There was a beat of silence as the dust whirled around us. Foresight turned to me as if to say something, but before he could, a giant brown blur barrelled out of the cell and slammed into him.

I started forward, going dense, but it quickly became apparent that it wasn't an attack. It was a bear hug. The giant figure of Stonewall had lifted Foresight clear off the ground, and was squeezing him so hard it looked like he might burst.

“You all came,” he rumbled, with such sincere happiness it was hard not to smile. “Thank you.”

“You're welcome,” Foresight managed to squeak out. “Could you put me down now, please?”

“Oh,” he said, abashed, immediately loosening his grip. “Sorry.”

Foresight leant over, taking a few deep breaths. “Just don't do it again.”

I glanced up at the destroyed chunk of wall. “Shouldn't that have set off some kind of alarm?”
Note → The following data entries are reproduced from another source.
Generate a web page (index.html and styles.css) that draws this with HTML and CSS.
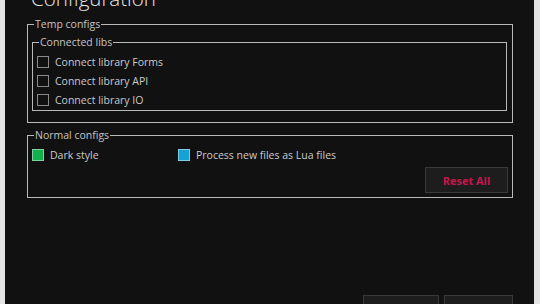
FILE: index.html
```html
<!DOCTYPE html>
<html lang="en">
<head>
    <meta charset="UTF-8">
    <title>Configuration</title>
    <link rel="stylesheet" href="styles.css">
</head>
<body>
    <div class="window">
        <h1 class="title">Configuration</h1>

        <fieldset class="group temp">
            <legend>Temp configs</legend>
            <fieldset class="group libs">
                <legend>Connected libs</legend>
                <label class="check"><span class="box"></span>Connect library Forms</label>
                <label class="check"><span class="box"></span>Connect library API</label>
                <label class="check"><span class="box"></span>Connect library IO</label>
            </fieldset>
        </fieldset>

        <fieldset class="group normal">
            <legend>Normal configs</legend>
            <div class="row">
                <label class="check wide"><span class="box green"></span>Dark style</label>
                <label class="check"><span class="box blue"></span>Process new files as Lua files</label>
            </div>
            <div class="actions">
                <button class="btn reset">Reset All</button>
            </div>
        </fieldset>

        <div class="footer">
            <button class="btn ok"></button>
            <button class="btn cancel"></button>
        </div>
    </div>
</body>
</html>
```

FILE: styles.css
```css
html, body {
    margin: 0;
    padding: 0;
    height: 100%;
    overflow: hidden;
}

body {
    background: #e4e4e4;
    font-family: "Open Sans", "Liberation Sans", sans-serif;
    font-size: 10.5px;
    color: #c9c9c9;
}

.window {
    box-sizing: border-box;
    display: flex;
    flex-direction: column;
    margin: 0 6px 0 5px;
    height: 304px;
    padding: 0 21px 0 22px;
    background: #111111;
    overflow: hidden;
}

.title {
    margin: -12px 0 0 4px;
    height: 20px;
    font-size: 20.5px;
    font-weight: 300;
    line-height: 20px;
    color: #e6e6e6;
}

.group {
    margin: 0;
    border: 1px solid #b9b9b9;
    padding: 0 4px;
}

.group legend {
    margin-left: 2px;
    padding: 0 1px;
    line-height: 12px;
    font-size: 10.5px;
    color: #c4c4c4;
}

.temp {
    margin-top: 10px;
    height: 105px;
    box-sizing: border-box;
}

.libs {
    margin: 6px 1px 0 0;
    padding: 4px 4px 0 4px;
    height: 75px;
    box-sizing: border-box;
}

.check {
    display: flex;
    align-items: center;
    gap: 6px;
    height: 19px;
    font-size: 10.5px;
    color: #cacaca;
}

.box {
    box-sizing: border-box;
    width: 12px;
    height: 12px;
    border: 1px solid #8a8a8a;
}

.box.green {
    background: #12b14e;
    border-color: #7fd09c;
}

.box.blue {
    background: #16a2d4;
    border-color: #86c9e3;
}

.normal {
    margin-top: 6px;
    height: 69px;
    box-sizing: border-box;
    padding: 4px 4px 0 4px;
}

.row {
    display: flex;
}

.wide {
    width: 146px;
}

.actions {
    display: flex;
    justify-content: flex-end;
    margin-top: 3px;
}

.btn {
    box-sizing: border-box;
    border: 1px solid #3a3a3a;
    background: #1d1d1d;
    font-family: "Open Sans", "Liberation Sans", sans-serif;
}

.reset {
    width: 83px;
    height: 26px;
    font-size: 11px;
    font-weight: bold;
    color: #c8174b;
}

.footer {
    display: flex;
    justify-content: flex-end;
    gap: 5px;
    margin-top: auto;
    height: 9px;
}

.footer .btn {
    height: 20px;
}

.ok {
    width: 76px;
}

.cancel {
    width: 69px;
}
```
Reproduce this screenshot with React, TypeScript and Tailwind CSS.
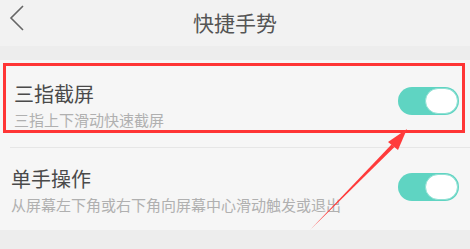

Stonewall spun towards me. “Who are you?” he said, alarmed. His fists clenched tightly by his sides

I unconsciously took a few steps back. “No-one important,” I said hastily. His eyes narrowed.

“She-” Foresight began to say, but he was cut off short. Abruptly, the lights above us flickered, and the exposed wiring sparked again, even harder. On a hunch, I spun around, just in time to see all the remaining shields waver one last time, then disappear.

There was a noise from behind me, one that stopped unnaturally, and I turned to find a wall of black had filled the hallway. “Oh, what?” I yelled, slamming a fist against it. “Come on!” It didn't feel like something solid when I hit it. There wasn't any connection, my hand just… stopped, like all the energy had been drained out of it.

I remembered just too late. I heard footsteps behind me, gulped, and slowly moved to face them. The woman from the other cell stood in the hallway, blood still dripping from her hands, salt still flying around her. Eyes still full of fury, and locked directly onto me.

“Hi,” I said weakly. “How's it going?”